Natürlich gibt es auch sprachsystematische Argumente dagegen: So drücken Partizipien gewöhnlich eine Verlaufsform aus. Eine Anwesende ist anwesend, solange sie anwesend ist. Wie ist das dann mit den Studierenden, wenn sie gerade nicht studieren?
Können Sie bereits einen Einblick geben, wie mögliche Empfehlungen zu „Sprache und Diversität“ aussehen könnten?
Prof. Langlotz: Wir möchten unterschiedliche Varianten des geschlechtersensiblen Sprachgebrauchs skizzieren und dann Empfehlungen geben, welche Varianten in welchen Situationen und in welchen Modalitäten – geschriebene, gesprochene Sprache – Vor- und Nachteile haben, ohne etwas vorzuschreiben.

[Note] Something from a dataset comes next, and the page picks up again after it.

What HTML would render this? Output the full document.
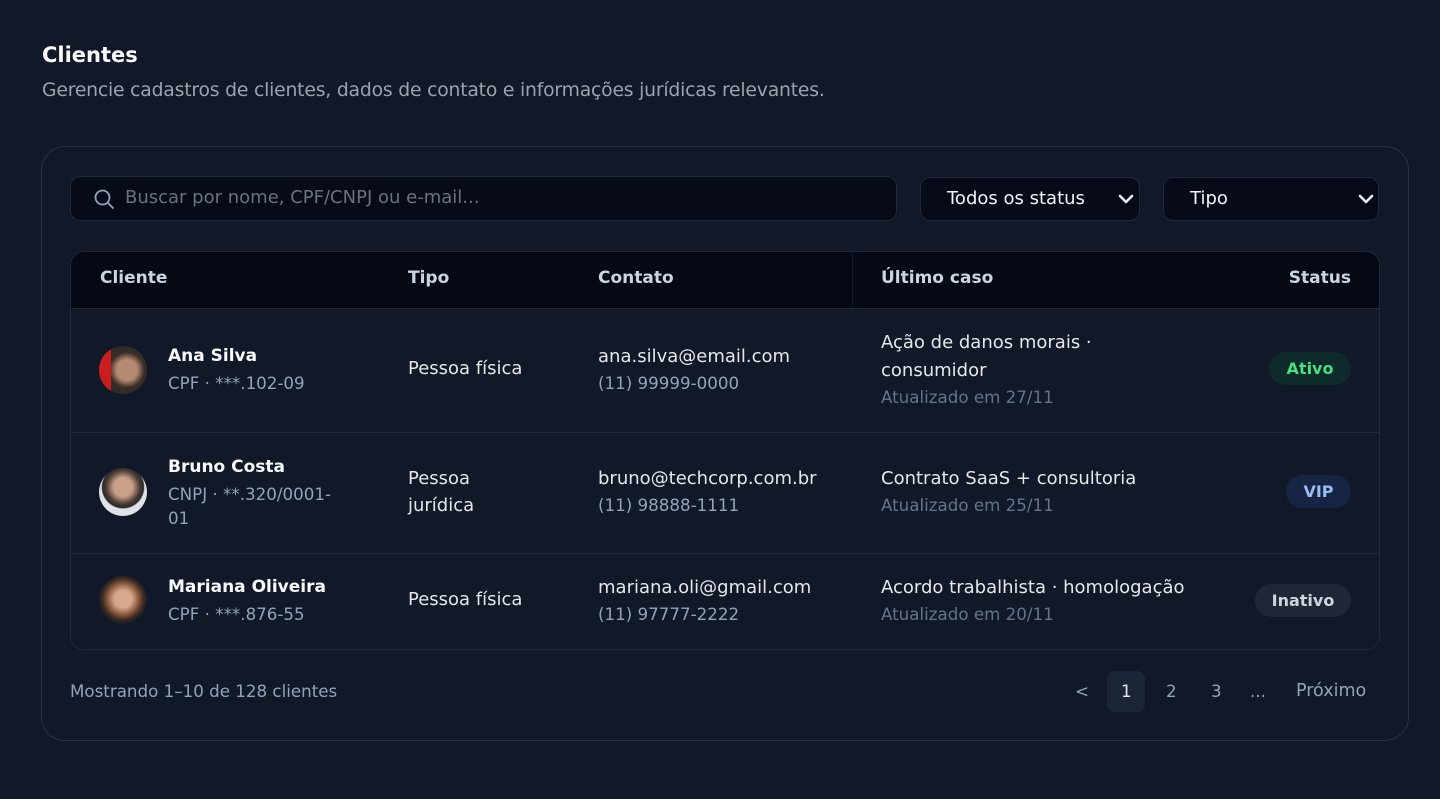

Eine mögliche Leitlinie „Sprache und Diversität“ will Vorschläge machen und ihrem Titel getreu Diversität auch programmatisch vertreten und sagen: Wir können Sprache divers benutzen, und dafür haben wir sprachliche Kompetenzen. Deshalb gibt es nicht nur einen einzigen Weg, der eingeschlagen werden soll. Da ist es auch sehr wichtig, dass verschiedene Perspektiven für die Verwaltung oder Öffentlichkeitskommunikation aufgezeigt werden. Hier gibt es etwa einen anderen Sprachgebrauch als in einem Seminar oder einer wissenschaftlichen Hausarbeit.
Prof. Hopp: Sowohl geschlechtsneutrale Formulierungen, wie geschlechterinklusive Varianten – darunter fällt auch der Genderstern – haben ihre Berechtigung und auch vermeintlich althergebrachte Formen wie die Beidnennung, die nur binäre Geschlechtsidentitäten mit berücksichtigt, ist in vielerlei Kontexten oder auch im gesprochenen Diskurs sicherlich noch angebracht. Diese vielfältigen Möglichkeiten möchten wir mit konkreten Anwendungsbeispielen illustrieren, ähnlich wie das auch der Leitfaden von 2016 tut, aber noch stärker auf die tatsächliche Nutzungspraxis bezogen.
Insgesamt möchten wir eine ausgleichende, handhabbare Leitlinie für die universitäre Praxis, die durch alle Fakultäten und die Verwaltung Akzeptanz finden kann, formulieren. Aber selbst wenn es eine neue Leitlinie gibt, ist die Diskussion sicherlich nicht abgeschlossen. Es ist ein Prozess, der sich weiterentwickelt, gerade weil es im Moment in den Medien und der gesellschaftspolitischen Diskussion auch im Fluss ist. Deshalb wird die Kommission in der Leitlinie auch nicht nur eine einzige Empfehlung geben, weil wir dann spätestens in vier Jahren wieder eine neue benötigen.